The Cultural Shift: Why It's Trendy Again
Look at the red carpets lately. Florence Pugh, Greta Gerwig, even the "wolf cut" enthusiasts who are chopping it all off. There is a move away from the "Barbie" long blonde toward something more architectural. Blonde hair for short hair feels more intentional. It says, "I didn't just wake up like this; I curated this."
It’s a power move. In the 1920s, the blonde bob was a symbol of rebellion. In the 90s, the bleached pixie (think Annie Lennox or Gwen Stefani) was the height of alt-cool. In 2026, it’s about customization. We aren't doing "pints of bleach" anymore; we’re doing strategic placement.
Actionable Steps for Your Blonde Transition
If you’re ready to take the plunge, don't just walk in and say "make me blonde." You need a plan.
- Audit your wardrobe first.
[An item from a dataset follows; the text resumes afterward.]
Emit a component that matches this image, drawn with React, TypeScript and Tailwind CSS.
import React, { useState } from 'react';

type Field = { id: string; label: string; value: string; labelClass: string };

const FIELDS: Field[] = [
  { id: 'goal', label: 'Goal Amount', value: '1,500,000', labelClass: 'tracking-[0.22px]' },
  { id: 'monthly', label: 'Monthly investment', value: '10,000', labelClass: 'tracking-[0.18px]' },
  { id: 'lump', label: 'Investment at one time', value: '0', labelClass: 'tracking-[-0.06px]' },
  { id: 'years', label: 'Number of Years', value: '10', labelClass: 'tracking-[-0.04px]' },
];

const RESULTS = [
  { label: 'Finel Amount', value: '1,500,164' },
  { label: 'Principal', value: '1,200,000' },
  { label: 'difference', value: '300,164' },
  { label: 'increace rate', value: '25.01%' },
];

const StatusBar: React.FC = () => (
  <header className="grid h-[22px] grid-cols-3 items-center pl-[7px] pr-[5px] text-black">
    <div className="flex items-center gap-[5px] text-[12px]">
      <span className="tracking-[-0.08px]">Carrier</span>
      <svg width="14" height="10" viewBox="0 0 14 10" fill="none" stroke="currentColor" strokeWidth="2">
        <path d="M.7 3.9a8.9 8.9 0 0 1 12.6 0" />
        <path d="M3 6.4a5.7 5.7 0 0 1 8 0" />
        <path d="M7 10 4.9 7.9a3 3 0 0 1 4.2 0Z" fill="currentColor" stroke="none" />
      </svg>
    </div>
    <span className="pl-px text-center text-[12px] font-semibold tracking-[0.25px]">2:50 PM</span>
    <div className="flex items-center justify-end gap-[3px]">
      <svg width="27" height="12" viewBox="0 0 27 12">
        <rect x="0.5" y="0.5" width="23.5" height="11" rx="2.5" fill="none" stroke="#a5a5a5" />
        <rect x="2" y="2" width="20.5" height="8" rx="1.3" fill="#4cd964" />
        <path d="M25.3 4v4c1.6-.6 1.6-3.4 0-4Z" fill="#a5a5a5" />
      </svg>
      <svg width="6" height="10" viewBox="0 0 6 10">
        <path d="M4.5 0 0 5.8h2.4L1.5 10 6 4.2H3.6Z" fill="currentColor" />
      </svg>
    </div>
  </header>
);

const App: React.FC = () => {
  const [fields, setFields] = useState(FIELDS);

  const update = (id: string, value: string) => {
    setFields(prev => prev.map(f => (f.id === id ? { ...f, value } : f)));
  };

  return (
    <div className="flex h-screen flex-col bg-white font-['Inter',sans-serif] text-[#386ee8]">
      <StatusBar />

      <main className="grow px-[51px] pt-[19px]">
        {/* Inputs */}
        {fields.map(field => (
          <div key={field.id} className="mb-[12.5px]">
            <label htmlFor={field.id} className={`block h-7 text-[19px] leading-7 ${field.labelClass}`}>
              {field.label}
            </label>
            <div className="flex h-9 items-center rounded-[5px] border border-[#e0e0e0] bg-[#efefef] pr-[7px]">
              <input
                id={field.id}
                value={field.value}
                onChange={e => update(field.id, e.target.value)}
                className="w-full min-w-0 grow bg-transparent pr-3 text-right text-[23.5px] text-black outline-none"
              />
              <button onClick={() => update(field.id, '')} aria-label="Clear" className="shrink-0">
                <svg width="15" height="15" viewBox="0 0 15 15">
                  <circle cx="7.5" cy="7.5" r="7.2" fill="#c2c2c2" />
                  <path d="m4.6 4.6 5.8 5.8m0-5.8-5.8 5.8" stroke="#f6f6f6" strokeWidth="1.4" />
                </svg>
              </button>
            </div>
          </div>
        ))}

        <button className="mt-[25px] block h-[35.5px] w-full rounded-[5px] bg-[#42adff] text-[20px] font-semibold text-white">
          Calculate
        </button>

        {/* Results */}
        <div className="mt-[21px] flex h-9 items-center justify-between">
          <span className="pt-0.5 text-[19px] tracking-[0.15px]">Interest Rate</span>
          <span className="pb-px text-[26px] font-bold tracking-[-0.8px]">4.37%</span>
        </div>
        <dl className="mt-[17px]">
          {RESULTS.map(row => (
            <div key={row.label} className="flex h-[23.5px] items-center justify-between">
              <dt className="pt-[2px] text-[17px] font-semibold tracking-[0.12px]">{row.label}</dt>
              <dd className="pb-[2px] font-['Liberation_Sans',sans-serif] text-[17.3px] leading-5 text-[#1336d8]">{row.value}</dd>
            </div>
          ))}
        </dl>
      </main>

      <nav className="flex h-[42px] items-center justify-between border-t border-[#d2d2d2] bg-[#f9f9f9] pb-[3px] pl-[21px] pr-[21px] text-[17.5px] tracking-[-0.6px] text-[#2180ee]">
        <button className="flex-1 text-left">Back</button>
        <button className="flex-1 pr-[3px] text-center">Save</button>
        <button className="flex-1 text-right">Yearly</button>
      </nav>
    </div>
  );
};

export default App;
If you go from brunette to platinum, half your clothes might not look right anymore. Pastel colors often wash out pale blondes, while jewel tones make them pop.
- The "One Inch" Rule. If you’re going short and blonde at the same time, do the cut first. There is no point in wasting expensive color on hair that is about to end up on the floor.
- Talk about the "fade." Ask your stylist: "What will this look like in three weeks?" If they can't give you a clear answer, they haven't thought about the maintenance.
- Get a water filter. This sounds extra, but if you have hard water, the minerals (like copper and iron) will turn your short blonde hair green or rusty within days. A shower head filter is the cheapest way to save a $300 color job.
- Texture is key. Buy a dry texture spray. Wax or pomade can be too heavy for blonde hair and make it look greasy. A spray gives you that "undone" look without the weight.
Going blonde when you have short hair is a commitment to your reflection. It changes how you see yourself and how the world sees you. It’s brighter, louder, and a lot more fun—provided you’re willing to put in the work to keep it looking expensive rather than exhausted.
Focus on the health of your scalp as much as the color of your strands. A healthy base ensures that your short blonde style stays vibrant. Don't be afraid to experiment with temporary toners or glosses between big appointments to keep the shade exactly where you want it. The beauty of short hair is that even if you hate it, it’ll grow out faster than you think, giving you a fresh canvas for your next move.